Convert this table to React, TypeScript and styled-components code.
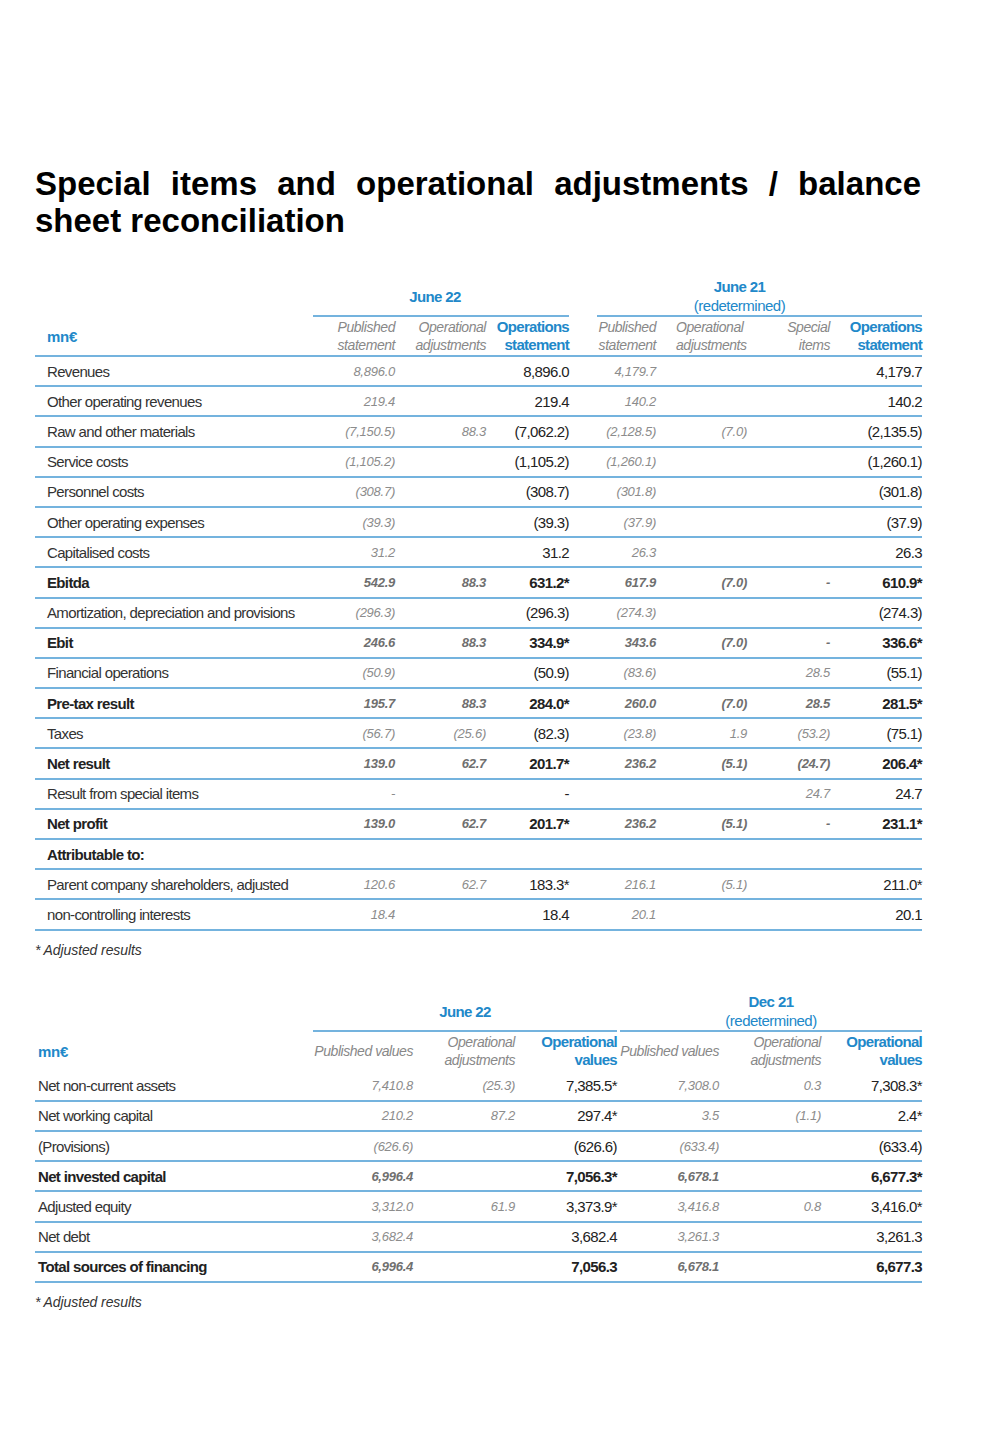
import React from "react";
import styled, { createGlobalStyle } from "styled-components";

const GlobalStyle = createGlobalStyle`
	html, body {
		margin: 0;
		padding: 0;
		background: #fff;
	}
	body {
		font-family: "Liberation Sans Narrow", "Arial Narrow", "Liberation Sans", Arial, sans-serif;
		color: #333;
	}
`;

const BLUE = "#2188c9";
const LINE = "#74b3de";

const Page = styled.div`
	width: 1000px;
	min-height: 1430px;
	box-sizing: border-box;
	padding: 165px 78px 0 35px;
`;

const Title = styled.h1`
	margin: 0;
	width: 886px;
	font-family: "Liberation Sans", Arial, sans-serif;
	font-size: 33px;
	line-height: 37px;
	font-weight: bold;
	color: #000;
	text-align: justify;
`;

const Table = styled.table<{ $first?: boolean }>`
	width: 887px;
	margin-top: ${(p) => (p.$first ? "38px" : "33px")};
	border-collapse: collapse;
	table-layout: fixed;
`;

const GroupCell = styled.th`
	padding: 0;
	vertical-align: bottom;
	font-weight: bold;
	font-size: 15px;
	line-height: 19px;
	letter-spacing: -0.6px;
	color: ${BLUE};
`;

const GroupInner = styled.div<{ $inset: number; $shift: number; $below: number }>`
	margin-left: ${(p) => p.$inset}px;
	border-bottom: 2px solid ${LINE};
	padding: 0 ${(p) => p.$shift}px ${(p) => p.$below}px 0;
	text-align: center;
`;

const Sub = styled.div`
	font-weight: normal;
	font-size: 15px;
	line-height: 19px;
	letter-spacing: -0.5px;
`;

const HeadRow = styled.tr<{ $line: boolean; $h: number }>`
	height: ${(p) => p.$h}px;
	border-bottom: ${(p) => (p.$line ? `2px solid ${LINE}` : "none")};
`;

const UnitCell = styled.th<{ $pad: number }>`
	padding: 0 0 0 ${(p) => p.$pad}px;
	text-align: left;
	font-weight: bold;
	font-size: 15px;
	letter-spacing: -0.3px;
	color: ${BLUE};
	vertical-align: middle;
`;

const ColHead = styled.th<{ $strong?: boolean; $left?: number }>`
	padding: 0 0 0 ${(p) => p.$left ?? 0}px;
	text-align: ${(p) => (p.$left ? "left" : "right")};
	vertical-align: middle;
	line-height: 18px;
	font-size: ${(p) => (p.$strong ? "15px" : "14px")};
	font-weight: ${(p) => (p.$strong ? "bold" : "normal")};
	font-style: ${(p) => (p.$strong ? "normal" : "italic")};
	letter-spacing: ${(p) => (p.$strong ? "-0.7px" : "-0.45px")};
	color: ${(p) => (p.$strong ? BLUE : "#888")};
	white-space: nowrap;
`;

const Row = styled.tr`
	height: 30.2px;
	border-bottom: 2px solid ${LINE};
`;

const Label = styled.td<{ $pad: number; $bold?: boolean }>`
	padding: 0 0 0 ${(p) => p.$pad}px;
	font-size: 15px;
	letter-spacing: -0.65px;
	font-weight: ${(p) => (p.$bold ? "bold" : "normal")};
	color: ${(p) => (p.$bold ? "#222" : "#333")};
	white-space: nowrap;
`;

const Num = styled.td<{ $ops?: boolean; $bold?: boolean }>`
	padding: 0;
	text-align: right;
	white-space: nowrap;
	font-size: ${(p) => (p.$ops ? "15px" : "13px")};
	letter-spacing: ${(p) => (p.$ops ? "-0.6px" : "-0.25px")};
	font-style: ${(p) => (p.$ops ? "normal" : "italic")};
	font-weight: ${(p) => (p.$bold ? "bold" : "normal")};
	color: ${(p) => (p.$ops ? "#222" : p.$bold ? "#6f6f6f" : "#8c8c8c")};
`;

const Note = styled.p<{ $top: number }>`
	margin: ${(p) => p.$top}px 0 0 0;
	font-family: "Liberation Sans", Arial, sans-serif;
	font-style: italic;
	font-size: 14px;
	line-height: 18px;
	letter-spacing: -0.1px;
	color: #333;
`;

type Line = { label: string; bold?: boolean; v: string[] };

const incomeRows: Line[] = [
	{ label: "Revenues", v: ["8,896.0", "", "8,896.0", "4,179.7", "", "", "4,179.7"] },
	{ label: "Other operating revenues", v: ["219.4", "", "219.4", "140.2", "", "", "140.2"] },
	{ label: "Raw and other materials", v: ["(7,150.5)", "88.3", "(7,062.2)", "(2,128.5)", "(7.0)", "", "(2,135.5)"] },
	{ label: "Service costs", v: ["(1,105.2)", "", "(1,105.2)", "(1,260.1)", "", "", "(1,260.1)"] },
	{ label: "Personnel costs", v: ["(308.7)", "", "(308.7)", "(301.8)", "", "", "(301.8)"] },
	{ label: "Other operating expenses", v: ["(39.3)", "", "(39.3)", "(37.9)", "", "", "(37.9)"] },
	{ label: "Capitalised costs", v: ["31.2", "", "31.2", "26.3", "", "", "26.3"] },
	{ label: "Ebitda", bold: true, v: ["542.9", "88.3", "631.2*", "617.9", "(7.0)", "-", "610.9*"] },
	{ label: "Amortization, depreciation and provisions", v: ["(296.3)", "", "(296.3)", "(274.3)", "", "", "(274.3)"] },
	{ label: "Ebit", bold: true, v: ["246.6", "88.3", "334.9*", "343.6", "(7.0)", "-", "336.6*"] },
	{ label: "Financial operations", v: ["(50.9)", "", "(50.9)", "(83.6)", "", "28.5", "(55.1)"] },
	{ label: "Pre-tax result", bold: true, v: ["195.7", "88.3", "284.0*", "260.0", "(7.0)", "28.5", "281.5*"] },
	{ label: "Taxes", v: ["(56.7)", "(25.6)", "(82.3)", "(23.8)", "1.9", "(53.2)", "(75.1)"] },
	{ label: "Net result", bold: true, v: ["139.0", "62.7", "201.7*", "236.2", "(5.1)", "(24.7)", "206.4*"] },
	{ label: "Result from special items", v: ["-", "", "-", "", "", "24.7", "24.7"] },
	{ label: "Net profit", bold: true, v: ["139.0", "62.7", "201.7*", "236.2", "(5.1)", "-", "231.1*"] },
	{ label: "Attributable to:", bold: true, v: ["", "", "", "", "", "", ""] },
	{ label: "Parent company shareholders, adjusted", v: ["120.6", "62.7", "183.3*", "216.1", "(5.1)", "", "211.0*"] },
	{ label: "non-controlling interests", v: ["18.4", "", "18.4", "20.1", "", "", "20.1"] },
];

const balanceRows: Line[] = [
	{ label: "Net non-current assets", v: ["7,410.8", "(25.3)", "7,385.5*", "7,308.0", "0.3", "7,308.3*"] },
	{ label: "Net working capital", v: ["210.2", "87.2", "297.4*", "3.5", "(1.1)", "2.4*"] },
	{ label: "(Provisions)", v: ["(626.6)", "", "(626.6)", "(633.4)", "", "(633.4)"] },
	{ label: "Net invested capital", bold: true, v: ["6,996.4", "", "7,056.3*", "6,678.1", "", "6,677.3*"] },
	{ label: "Adjusted equity", v: ["3,312.0", "61.9", "3,373.9*", "3,416.8", "0.8", "3,416.0*"] },
	{ label: "Net debt", v: ["3,682.4", "", "3,682.4", "3,261.3", "", "3,261.3"] },
	{ label: "Total sources of financing", bold: true, v: ["6,996.4", "", "7,056.3", "6,678.1", "", "6,677.3"] },
];

function TwoLine({ a, b }: { a: string; b: string }) {
	return (
		<>
			{a}
			<br />
			{b}
		</>
	);
}

function Body({ rows, ops, pad }: { rows: Line[]; ops: number[]; pad: number }) {
	return (
		<tbody>
			{rows.map((r) => (
				<Row key={r.label}>
					<Label $pad={pad} $bold={r.bold}>{r.label}</Label>
					{r.v.map((x, i) => (
						<Num key={i} $ops={ops.includes(i)} $bold={r.bold}>
							{x}
						</Num>
					))}
				</Row>
			))}
		</tbody>
	);
}

function IncomeTable() {
	return (
		<Table $first>
			<colgroup>
				<col style={{ width: 278 }} />
				<col style={{ width: 82 }} />
				<col style={{ width: 91 }} />
				<col style={{ width: 83 }} />
				<col style={{ width: 87 }} />
				<col style={{ width: 91 }} />
				<col style={{ width: 83 }} />
				<col style={{ width: 92 }} />
			</colgroup>
			<thead>
				<HeadRow $line={false} $h={38}>
					<th />
					<GroupCell colSpan={3}>
						<GroupInner $inset={0} $shift={12} $below={9}>June 22</GroupInner>
					</GroupCell>
					<GroupCell colSpan={4}>
						<GroupInner $inset={28} $shift={40} $below={0}>
							June 21
							<Sub>(redetermined)</Sub>
						</GroupInner>
					</GroupCell>
				</HeadRow>
				<HeadRow $line $h={39}>
					<UnitCell $pad={12}>mn€</UnitCell>
					<ColHead><TwoLine a="Published" b="statement" /></ColHead>
					<ColHead><TwoLine a="Operational" b="adjustments" /></ColHead>
					<ColHead $strong><TwoLine a="Operations" b="statement" /></ColHead>
					<ColHead><TwoLine a="Published" b="statement" /></ColHead>
					<ColHead $left={20}><TwoLine a="Operational" b="adjustments" /></ColHead>
					<ColHead><TwoLine a="Special" b="items" /></ColHead>
					<ColHead $strong><TwoLine a="Operations" b="statement" /></ColHead>
				</HeadRow>
			</thead>
			<Body rows={incomeRows} ops={[2, 6]} pad={12} />
		</Table>
	);
}

function BalanceTable() {
	return (
		<Table>
			<colgroup>
				<col style={{ width: 276 }} />
				<col style={{ width: 102 }} />
				<col style={{ width: 102 }} />
				<col style={{ width: 102 }} />
				<col style={{ width: 102 }} />
				<col style={{ width: 102 }} />
				<col style={{ width: 101 }} />
			</colgroup>
			<thead>
				<HeadRow $line={false} $h={37}>
					<th />
					<GroupCell colSpan={3}>
						<GroupInner $inset={2} $shift={0} $below={9}>June 22</GroupInner>
					</GroupCell>
					<GroupCell colSpan={3}>
						<GroupInner $inset={3} $shift={0} $below={0}>
							Dec 21
							<Sub>(redetermined)</Sub>
						</GroupInner>
					</GroupCell>
				</HeadRow>
				<HeadRow $line={false} $h={39}>
					<UnitCell $pad={3}>mn€</UnitCell>
					<ColHead>Published values</ColHead>
					<ColHead><TwoLine a="Operational" b="adjustments" /></ColHead>
					<ColHead $strong><TwoLine a="Operational" b="values" /></ColHead>
					<ColHead>Published values</ColHead>
					<ColHead><TwoLine a="Operational" b="adjustments" /></ColHead>
					<ColHead $strong><TwoLine a="Operational" b="values" /></ColHead>
				</HeadRow>
			</thead>
			<Body rows={balanceRows} ops={[2, 5]} pad={3} />
		</Table>
	);
}

export default function App() {
	return (
		<Page>
			<GlobalStyle />
			<Title>Special items and operational adjustments / balance sheet reconciliation</Title>
			<IncomeTable />
			<Note $top={10}>* Adjusted results</Note>
			<BalanceTable />
			<Note $top={10}>* Adjusted results</Note>
		</Page>
	);
}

○ ○ ○ ○

Scan the listing above for the word "React" and show each line where it is found.

Convert this table to React, TypeScript and styled-components code.
import React from "react";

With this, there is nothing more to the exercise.